White-labelling — where your work appears to come from the client’s brand — is standard practice for most automation services. Clients generally expect their customers to interact with the client’s brand, not the agency’s. However, some agencies successfully co-brand educational content or case studies where appropriate. Define branding expectations during onboarding.
How often should agencies review client automation workflows?
Conduct light performance reviews weekly, deeper optimisation reviews monthly and comprehensive audits quarterly. Weekly reviews catch technical issues and performance anomalies. Monthly reviews identify optimisation opportunities. Quarterly audits ensure the overall automation strategy still aligns with client objectives and incorporate learnings from accumulated data.
What metrics should agencies track for their own automation practice?
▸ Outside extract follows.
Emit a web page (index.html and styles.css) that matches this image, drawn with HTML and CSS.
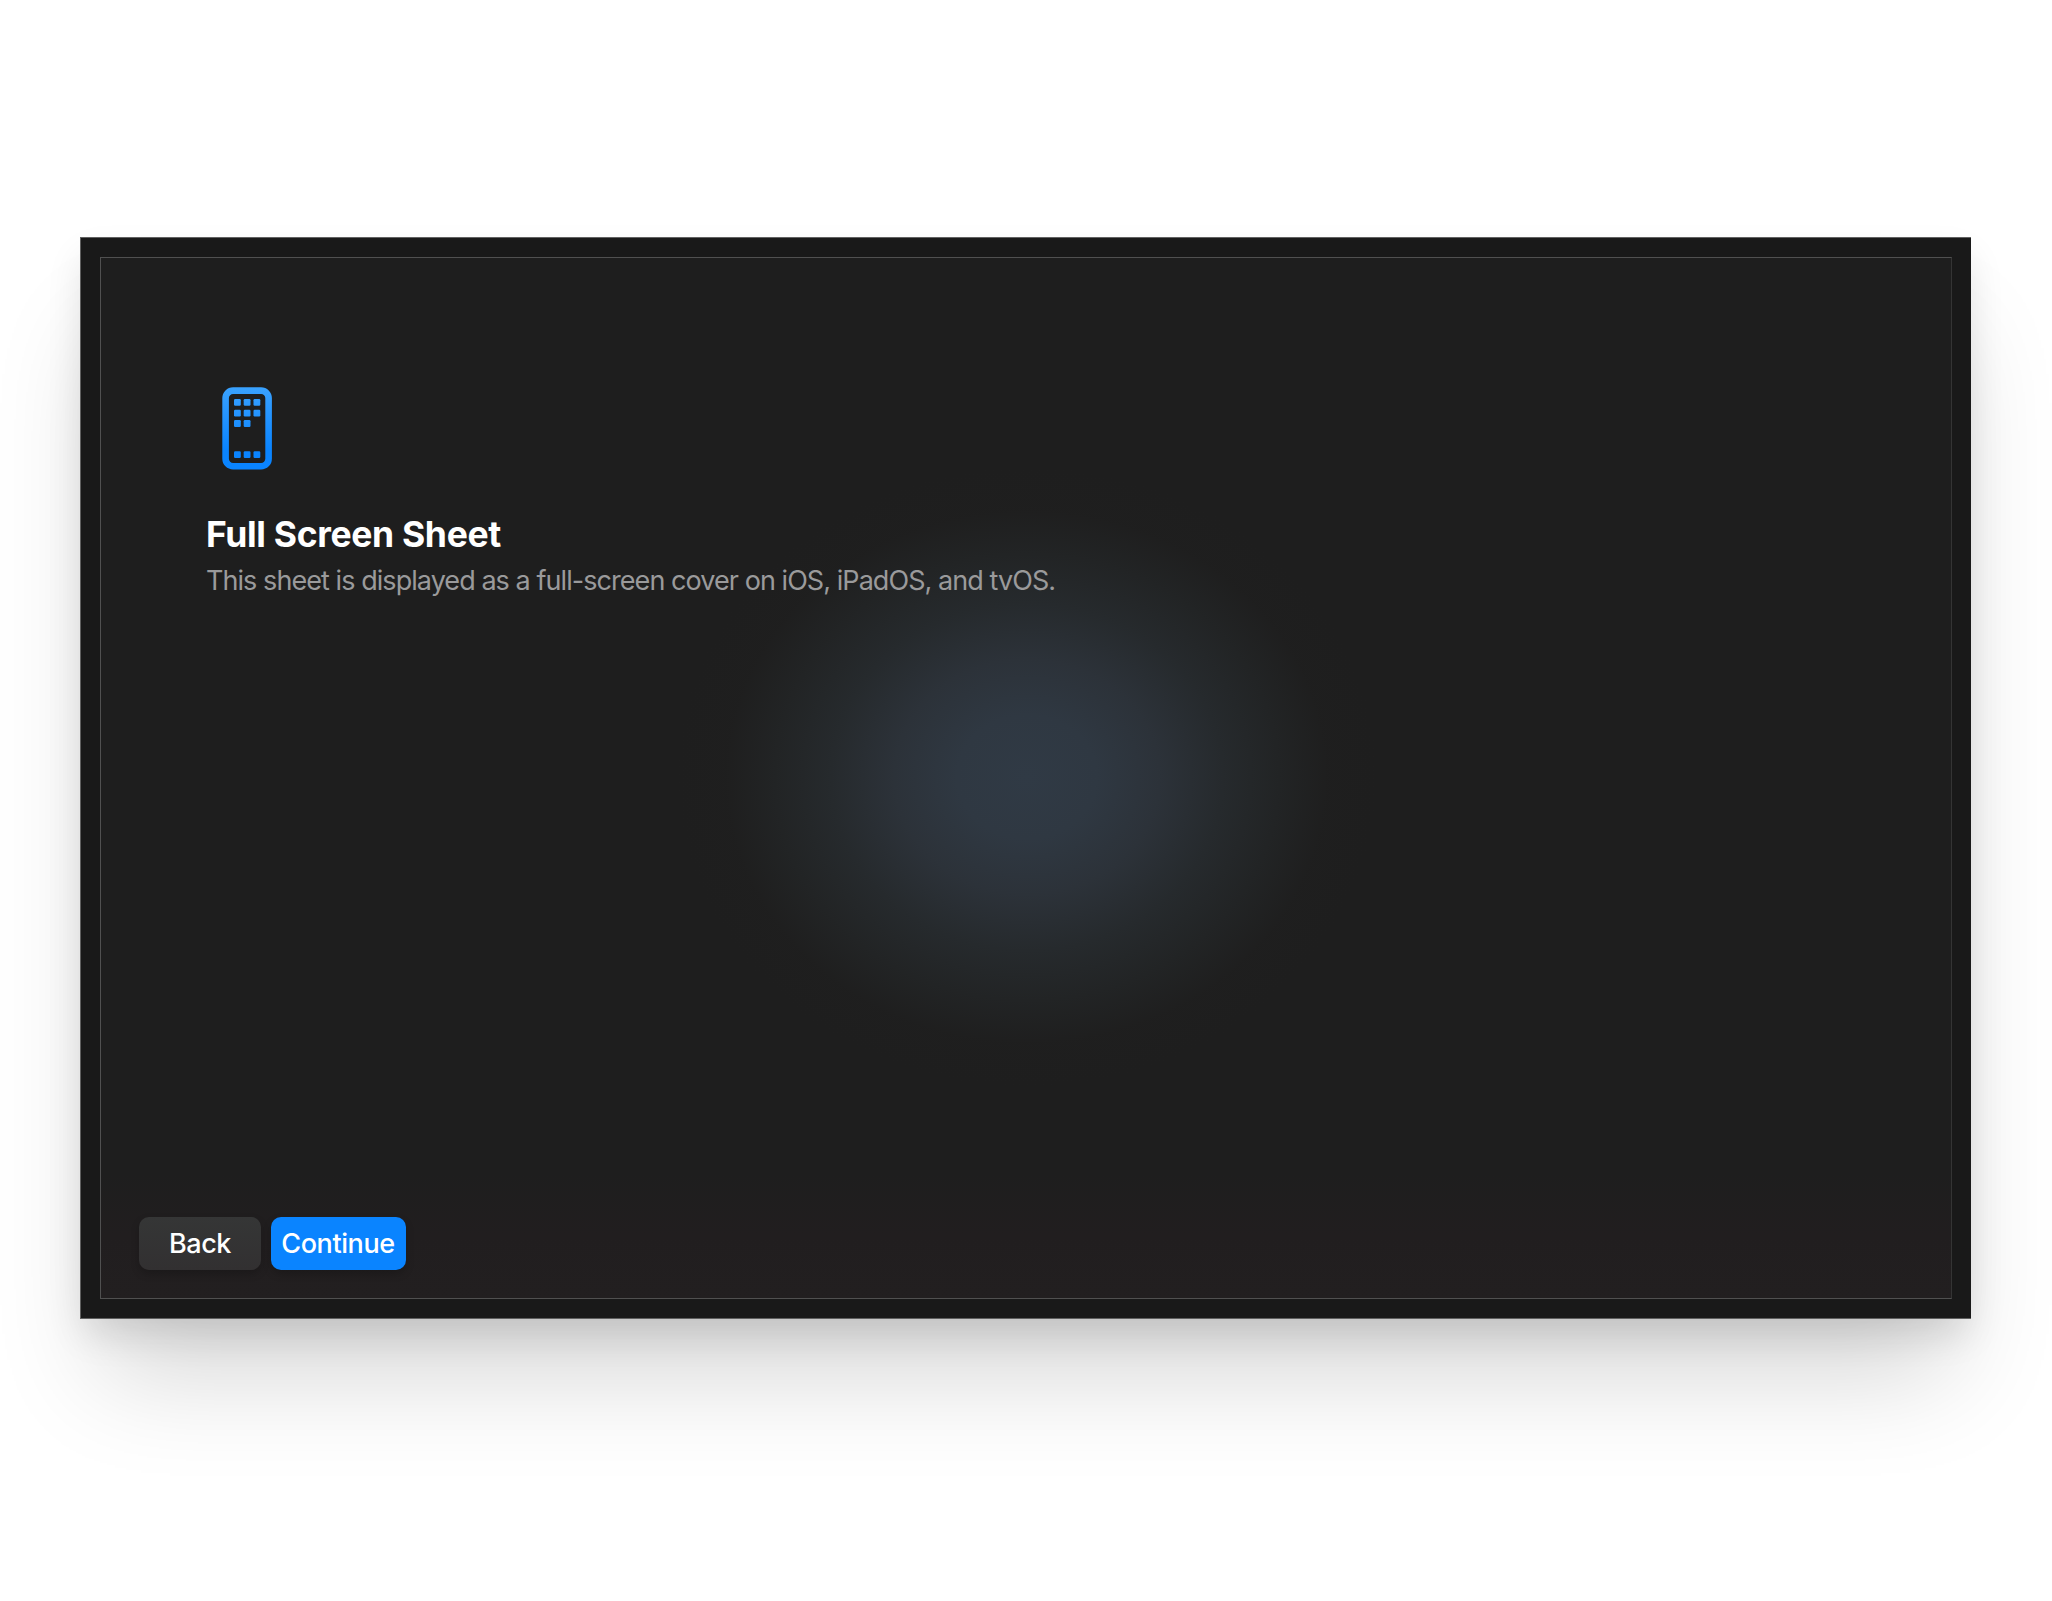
FILE: index.html
```html
<!DOCTYPE html>
<html lang="en">
<head>
<meta charset="utf-8">
<title>Full Screen Sheet</title>
<link rel="stylesheet" href="styles.css">
</head>
<body>
<main class="window">
  <section class="sheet">
    <header class="intro">
      <svg class="icon" width="50" height="83" viewBox="0 0 50 83" aria-hidden="true">
        <defs>
          <linearGradient id="blue" gradientUnits="userSpaceOnUse" x1="0" y1="0" x2="0" y2="83">
            <stop offset="0" stop-color="#3aa2ff"/>
            <stop offset="0.75" stop-color="#0a84ff"/>
          </linearGradient>
        </defs>
        <rect x="3.6" y="3.6" width="43" height="75.6" rx="7.5" fill="none" stroke="url(#blue)" stroke-width="6.6"/>
        <g fill="url(#blue)">
          <rect x="12" y="12" width="6.8" height="6.8" rx="1.2"/>
          <rect x="21.7" y="12" width="6.8" height="6.8" rx="1.2"/>
          <rect x="31.5" y="12" width="6.8" height="6.8" rx="1.2"/>
          <rect x="12" y="22.7" width="6.8" height="6.8" rx="1.2"/>
          <rect x="21.7" y="22.7" width="6.8" height="6.8" rx="1.2"/>
          <rect x="31.5" y="22.7" width="6.8" height="6.8" rx="1.2"/>
          <rect x="12" y="33.1" width="6.8" height="6.8" rx="1.2"/>
          <rect x="21.7" y="33.1" width="6.8" height="6.8" rx="1.2"/>
          <rect x="12" y="64.2" width="6.8" height="6.8" rx="1.2"/>
          <rect x="21.7" y="64.2" width="6.8" height="6.8" rx="1.2"/>
          <rect x="31.5" y="64.2" width="6.8" height="6.8" rx="1.2"/>
        </g>
      </svg>
      <h1 class="title">Full Screen Sheet</h1>
      <p class="subtitle">This sheet is displayed as a full-screen cover on iOS, iPadOS, and tvOS.</p>
    </header>
    <footer class="actions">
      <button class="button button-back" type="button">Back</button>
      <button class="button button-continue" type="button">Continue</button>
    </footer>
  </section>
</main>
</body>
</html>
```
FILE: styles.css
```css
* {
  box-sizing: border-box;
}

body {
  margin: 0;
  height: 1601px;
  padding: 237px 81px 282px 80px;
  background: #fff;
  font-family: Inter, "Liberation Sans", sans-serif;
  overflow: hidden;
}

.window {
  height: 1082px;
  padding: 19px;
  background: #191919;
  border: 1px solid #606060;
  border-right-width: 0;
  box-shadow: 0 18px 36px -4px rgba(0, 0, 0, 0.12), 0 76px 100px -20px rgba(0, 0, 0, 0.16);
}

.sheet {
  height: 1042px;
  display: flex;
  flex-direction: column;
  justify-content: space-between;
  padding: 129px 38px 28px;
  border: 1px solid #505050;
  border-right-color: #343434;
  background:
    radial-gradient(ellipse 350px 310px at 926px 519px, #303a45 0%, #2f3842 20%, #2c3239 38%, #262a2d 56%, #222425 72%, rgba(31, 31, 31, 0.6) 86%, rgba(30, 30, 30, 0) 100%),
    linear-gradient(#1e1e1e 0%, #1e1e1e 88%, #211e1f 94%, #221f20 100%);
}

.intro {
  padding-left: 67px;
}

.icon {
  display: block;
  margin-left: 16px;
}

.title {
  margin: 43px 0 0;
  font-size: 35.5px;
  line-height: 44px;
  font-weight: 700;
  letter-spacing: -0.33px;
  color: #fff;
  white-space: nowrap;
}

.subtitle {
  margin: 7px 0 0;
  font-size: 27px;
  line-height: 34px;
  font-weight: 400;
  letter-spacing: -0.94px;
  color: #9a9a9b;
  white-space: nowrap;
}

.actions {
  display: flex;
  gap: 10px;
}

.button {
  height: 53px;
  padding: 0;
  border: 0;
  border-radius: 10px;
  font: 450 27px/53px Inter, "Liberation Sans", sans-serif;
  letter-spacing: -0.4px;
  color: #fff;
  box-shadow: 0 4px 8px rgba(0, 0, 0, 0.2);
}

.button-back {
  width: 122px;
  background: linear-gradient(#353636, #323031);
}

.button-continue {
  width: 135px;
  padding-right: 1px;
  background: #0a84ff;
}
```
Track client retention rate, revenue per client, time spent per client, template reuse rate, workflow deployment speed, client satisfaction scores and team utilisation. These internal metrics help you understand profitability, identify efficiency opportunities and make informed decisions about hiring, pricing and process improvements.
How do agencies handle platform migrations for clients?
Platform migrations require careful planning. Map all existing workflows, templates, segments and integrations before beginning. Export and clean contact data, rebuild workflows in the new platform (adapting to its specific capabilities), run parallel systems during a transition period and verify data integrity throughout. Budget migrations as separate projects with dedicated timelines and resources.
What is the biggest challenge for marketing automation agencies?
The most common challenge is balancing standardisation with customisation. Agencies need reusable systems for efficiency, but clients expect tailored solutions. The answer lies in building flexible frameworks — standardised structures with well-defined customisation points — rather than either rigid templates or fully bespoke solutions for every engagement.